At December 31, 2022, the Company had a $685.0 million senior revolving credit facility. The revolving credit facility was amended in connection with the Company’s Notes offering (described below) on September 27, 2021 to permit the issuance of the Notes described below and increase the amount of permitted borrowings under the accordion feature from $685.0 million to $785.0 million. On November 23, 2022, the revolving credit agreement was amended (the "Ninth Amendment") to, among other things, (1) change the required ratio for net income available for fixed charges to fixed charges to 1.25 to 1.0 for the fiscal quarter ending December 31, 2022, 1.15 to 1.0 for the fiscal quarters ending March 31, 2023 and June 30, 2023, 1.50 to 1.0 for the fiscal quarter September 30, 2023, 2.0 to 1.0 for the fiscal quarter ending December 31, 2023, and 2.75 to 1.0 for each fiscal quarter thereafter, where the most recent four consecutive fiscal quarters must be at least 2.0 to 1.0 in order for the Company to declare dividends or purchase any class or series of its capital stock or other equity; (2) change the ratio of total debt to consolidated adjusted net worth to 2.5 to 1.0 for the fiscal quarter ending December 31, 2022, 2.25 to 1.0 for the fiscal quarters ending March 31, 2023 and June 30, 2023, 2.0 to 1.0 for the fiscal quarter ending September 30, 2023, 2.25 to 1.0 for the fiscal quarter ending December 31, 2023, and 2.5 to 1.0 for each fiscal quarter thereafter; (3) require a collateral performance indicator of less than or equal to 28% for the calendar months ending October 31, 2022 through June 30, 2023 and 26% thereafter; and (4) decrease the advance rate to as low as 62% from 74% for the calendar months ending October 31, 2022 through June 30, 2023.

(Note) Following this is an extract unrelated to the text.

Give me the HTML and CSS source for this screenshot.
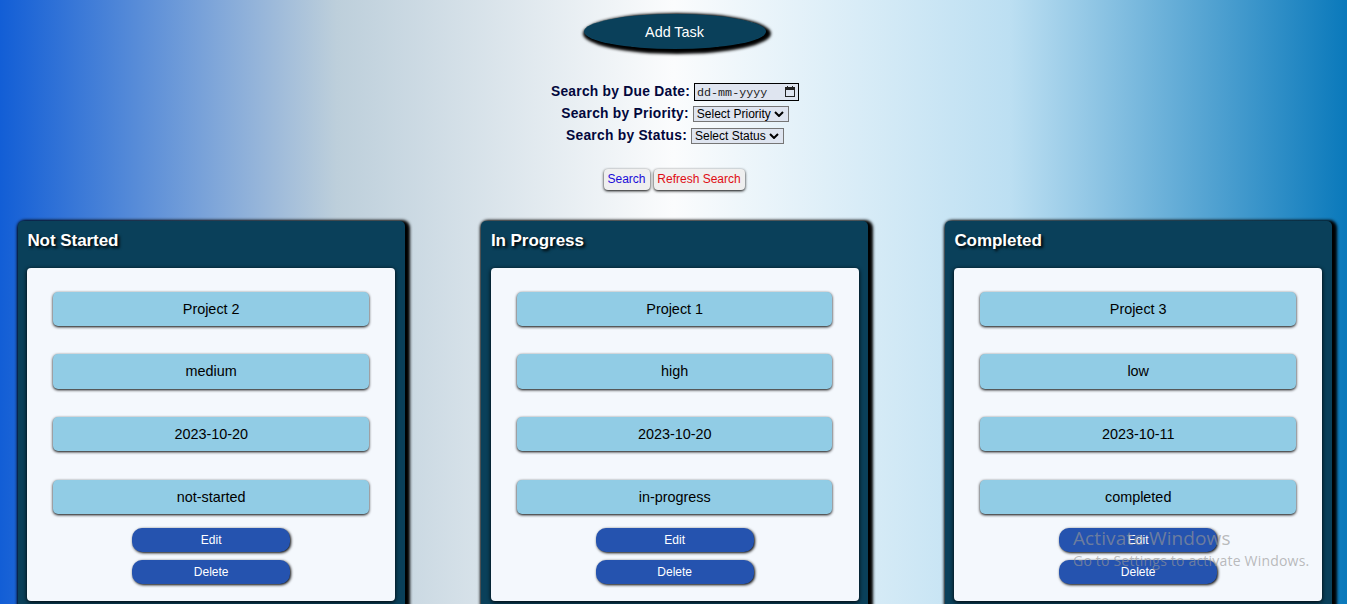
FILE: index.html
```html
<!DOCTYPE html>
<html lang="en">
<head>
<meta charset="utf-8">
<title>Task Board</title>
<link rel="stylesheet" href="styles.css">
</head>
<body>
<header class="top"><button class="add-task">Add Task</button></header>
<form class="filters">
  <div class="filter-row"><label>Search by Due Date:</label><span class="date-field"><span class="date-text">dd-mm-yyyy</span><svg class="calendar" viewBox="0 0 10 11"><path d="M0 1h2V0h1v1h4V0h1v1h2v10H0zM1 4v6h8V4z" fill="#222" fill-rule="evenodd"/></svg></span></div>
  <div class="filter-row"><label>Search by Priority:</label><span class="select priority"><span>Select Priority</span><svg class="chevron" viewBox="0 0 10 6"><path d="M1 1l4 4 4-4" fill="none" stroke="#000" stroke-width="2"/></svg></span></div>
  <div class="filter-row"><label>Search by Status:</label><span class="select status"><span>Select Status</span><svg class="chevron" viewBox="0 0 10 6"><path d="M1 1l4 4 4-4" fill="none" stroke="#000" stroke-width="2"/></svg></span></div>
  <div class="actions"><button type="button" class="action search">Search</button><button type="button" class="action refresh">Refresh Search</button></div>
</form>
<main class="board">
  <section class="column">
    <h2 class="title">Not Started</h2>
    <div class="card">
      <p class="item">Project 2</p><p class="item">medium</p><p class="item">2023-10-20</p><p class="item">not-started</p>
      <button class="task-btn">Edit</button><button class="task-btn">Delete</button>
    </div>
  </section>
  <section class="column">
    <h2 class="title">In Progress</h2>
    <div class="card">
      <p class="item">Project 1</p><p class="item">high</p><p class="item">2023-10-20</p><p class="item">in-progress</p>
      <button class="task-btn">Edit</button><button class="task-btn">Delete</button>
    </div>
  </section>
  <section class="column">
    <h2 class="title">Completed</h2>
    <div class="card">
      <p class="item">Project 3</p><p class="item">low</p><p class="item">2023-10-11</p><p class="item">completed</p>
      <button class="task-btn">Edit</button><button class="task-btn">Delete</button>
    </div>
  </section>
</main>
<aside class="watermark"><div class="wm-title">Activate Windows</div><div class="wm-text">Go to Settings to activate Windows.</div></aside>
</body>
</html>
```

FILE: styles.css
```css
* { box-sizing: border-box; }
html { height: 100%; overflow: hidden; }
body {
  margin: 0;
  height: 604px;
  overflow: hidden;
  font-family: "Liberation Sans", Arial, sans-serif;
  background: linear-gradient(to right, #125ed6 0%, #bdcfdb 25%, #fbfcfd 50%, #bcdff2 75%, #0a79bb 100%);
}
button { font-family: inherit; border: 0; padding: 0; }
.top { display: flex; justify-content: center; padding: 14px 0 0 2px; }
.add-task {
  width: 182px;
  height: 35px;
  border-radius: 50%;
  background: #0a405a;
  color: #fff;
  font-size: 14.4px;
  box-shadow: 2px 2px 3px 3px #000;
}
.filters { display: flex; flex-direction: column; align-items: center; padding: 32px 0 0 3px; }
.filter-row { display: flex; align-items: center; gap: 4px; height: 22px; }
.filter-row label { font-size: 13.8px; font-weight: bold; letter-spacing: 0.26px; color: #02073c; line-height: 20px; }
.date-field {
  display: flex;
  align-items: center;
  justify-content: space-between;
  width: 105px;
  height: 18px;
  padding: 0 3px 0 2px;
  border: 1px solid #000;
  background: #dfe5f0;
}
.date-text { font: 11.7px "Liberation Mono", monospace; color: #222; padding-top: 1px; }
.calendar { width: 10px; height: 11px; margin-bottom: 1px; }
.select {
  display: flex;
  align-items: center;
  justify-content: space-between;
  height: 16px;
  padding: 0 4px 0 3px;
  border: 1px solid #767676;
  background: #dfe5f0;
  color: #000;
  font-size: 12px;
  line-height: 14px;
  white-space: nowrap;
}
.chevron { width: 10px; height: 6px; }
.priority { width: 96px; }
.status { width: 93px; }
.actions { display: flex; gap: 4px; margin: 22px 2px 0 0; }
.action {
  height: 21px;
  padding-bottom: 2px;
  border-radius: 4px;
  background: #efefef;
  font-size: 12px;
  box-shadow: 0 1px 3px #000;
}
.search { width: 46px; color: #1b0bd8; }
.refresh { width: 91px; color: #e00b12; }
.board { display: flex; justify-content: space-between; padding: 31px 15.4px 0 17.8px; }
.column {
  width: 386.8px;
  height: 390px;
  padding: 0 9.6px;
  border-radius: 5px;
  background: #0a405a;
  box-shadow: 2px 2px 3px 3px #000;
}
.title {
  margin: 0;
  height: 47px;
  padding-top: 10px;
  font-size: 17px;
  line-height: 20px;
  letter-spacing: -0.05px;
  color: #fff;
  text-shadow: 2px 2px 3px #000;
}
.card {
  display: flex;
  flex-direction: column;
  align-items: center;
  height: 333px;
  padding-top: 23.8px;
  border-radius: 4px;
  background: #f4f8fd;
  box-shadow: 0 1px 4px #000;
}
.item {
  width: 315.6px;
  height: 34.4px;
  margin: 0 0 28.2px;
  border-radius: 5px;
  background: #91cce5;
  color: #000;
  font-size: 14.4px;
  line-height: 34px;
  text-align: center;
  box-shadow: 0 1px 3px #000;
}
.item:nth-of-type(4) { margin-bottom: 14px; }
.task-btn {
  flex: none;
  width: 158px;
  height: 24px;
  margin-bottom: 8px;
  border-radius: 10px;
  background: #2553af;
  color: #fff;
  font-size: 12px;
  box-shadow: 1px 1px 3px #000;
}
.watermark {
  position: absolute;
  left: 1073px;
  top: 526px;
  font-family: "Open Sans", "Noto Sans", sans-serif;
  color: rgba(150, 150, 150, 0.65);
  white-space: nowrap;
}
.wm-title { font-size: 19px; line-height: 25px; letter-spacing: 0.1px; }
.wm-text { font-size: 14px; line-height: 20px; letter-spacing: 0.2px; }
```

At December 31, 2022, $426.5 million was outstanding under the Company's credit facility, not including a $300.0 thousand outstanding standby letter of credit related to workers compensation under a $1.5 million sub-facility. To the extent that the letter of credit is drawn upon, the disbursement will be funded by the credit facility. There are no amounts due related to the letter of credit as of December 31, 2022. The letter of credit expired on December 31, 2021; however, it automatically extends for one year on the expiration date. Subject to a borrowing base formula, the Company may borrow at the rate of one month SOFR plus .10% and an applicable margin of 3.5% with a minimum rate of 4.5%. The revolving credit facility has a commitment fee of 0.50% per annum on the unused portion of the commitment. Commitment fees on the unused portion of the borrowing totaled $0.9 million and $1.0 million for the nine months ended December 31, 2022 and 2021, respectively.
For the nine months ended December 31, 2022 and fiscal year ended March 31, 2022, the Company’s effective interest rate, including the commitment fee and amortization of debt issuance costs, was 6.8% annualized and 5.5%, respectively, and the unused amount available under the revolving credit facility at December 31, 2022 was $258.2 million. Borrowings under the revolving credit facility mature on June 7, 2024.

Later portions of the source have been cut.